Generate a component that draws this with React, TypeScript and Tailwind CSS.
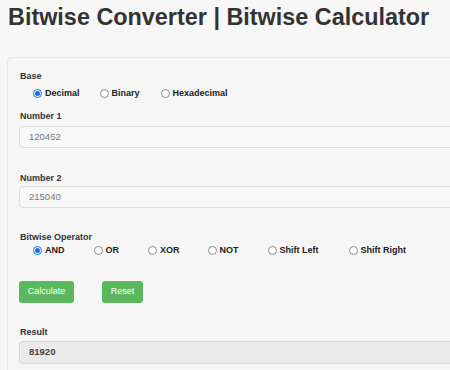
import React from "react";

function Radio({ label, checked, gap }: { label: string; checked?: boolean; gap: string }) {
  return (
    <label className={`flex items-center ${gap}`}>
      {checked ? (
        <span className="flex h-[9px] w-[9px] items-center justify-center rounded-full border border-[#1a6fe0] bg-white">
          <span className="h-[5px] w-[5px] rounded-full bg-[#1a6fe0]" />
        </span>
      ) : (
        <span className="h-[9px] w-[9px] rounded-full border border-[#8a8a8a] bg-white" />
      )}
      <span className="ml-[3px] text-[9px] font-bold leading-[12px] text-[#222]">{label}</span>
    </label>
  );
}

function FieldLabel({ children, className = "" }: { children: React.ReactNode; className?: string }) {
  return <div className={`ml-px text-[9px] font-bold leading-[12px] text-[#333] ${className}`}>{children}</div>;
}

export default function App() {
  return (
    <div className="h-[370px] w-[450px] overflow-hidden bg-[#f7f7f7] font-['Liberation_Sans',Arial,sans-serif]">
      <h1 className="px-2 pt-[3px] text-[23.4px] font-bold leading-[28px] text-[#333]">
        Bitwise Converter | Bitwise Calculator
      </h1>

      <div className="ml-[7px] mt-[26px] w-[480px] rounded-tl border border-[#e8e8e8] bg-[#f6f6f6] pl-[11px] pt-[12px] pb-6">
        <FieldLabel>Base</FieldLabel>
        <div className="ml-[14px] mt-[4px] flex h-[14px] items-center">
          <Radio label="Decimal" checked gap="mr-[20px]" />
          <Radio label="Binary" gap="mr-[21px]" />
          <Radio label="Hexadecimal" gap="mr-[20px]" />
        </div>

        <FieldLabel className="mt-[10px]">Number 1</FieldLabel>
        <div className="mt-[4px] flex h-[22px] items-center rounded border border-[#dcdcdc] bg-[#f8f8f8] pl-[9px] text-[9.5px] text-[#777]">
          120452
        </div>

        <FieldLabel className="mt-[24px]">Number 2</FieldLabel>
        <div className="mt-[2px] flex h-[22px] items-center rounded border border-[#dcdcdc] bg-[#f8f8f8] pl-[9px] text-[9.5px] text-[#777]">
          215040
        </div>

        <FieldLabel className="mt-[23px]">Bitwise Operator</FieldLabel>
        <div className="ml-[14px] mt-0 flex h-[14px] items-center">
          <Radio label="AND" checked gap="mr-[29px]" />
          <Radio label="OR" gap="mr-[29px]" />
          <Radio label="XOR" gap="mr-[28px]" />
          <Radio label="NOT" gap="mr-[29px]" />
          <Radio label="Shift Left" gap="mr-[30px]" />
          <Radio label="Shift Right" gap="mr-[27px]" />
        </div>

        <div className="mt-[24px] flex gap-[28px]">
          <button className="h-[22px] w-[55px] rounded-[3px] bg-[#5cb85c] text-[9px] text-white">Calculate</button>
          <button className="h-[22px] w-[41px] rounded-[3px] bg-[#5cb85c] text-[9px] text-white">Reset</button>
        </div>

        <FieldLabel className="mt-[23px]">Result</FieldLabel>
        <div className="mt-[3px] flex h-[23px] items-center rounded border border-[#d8d8d8] bg-[#ebebeb] pl-[9px] text-[9.5px] font-bold text-[#444]">
          81920
        </div>
      </div>
    </div>
  );
}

◆ ◆ ◆ ◆ ◆

Problem details >> Extract every line above containing the word "React".

Result of the exercise >>
Generate a component that draws this with React, TypeScript and Tailwind CSS.
import React from "react";
function FieldLabel({ children, className = "" }: { children: React.ReactNode; className?: string }) {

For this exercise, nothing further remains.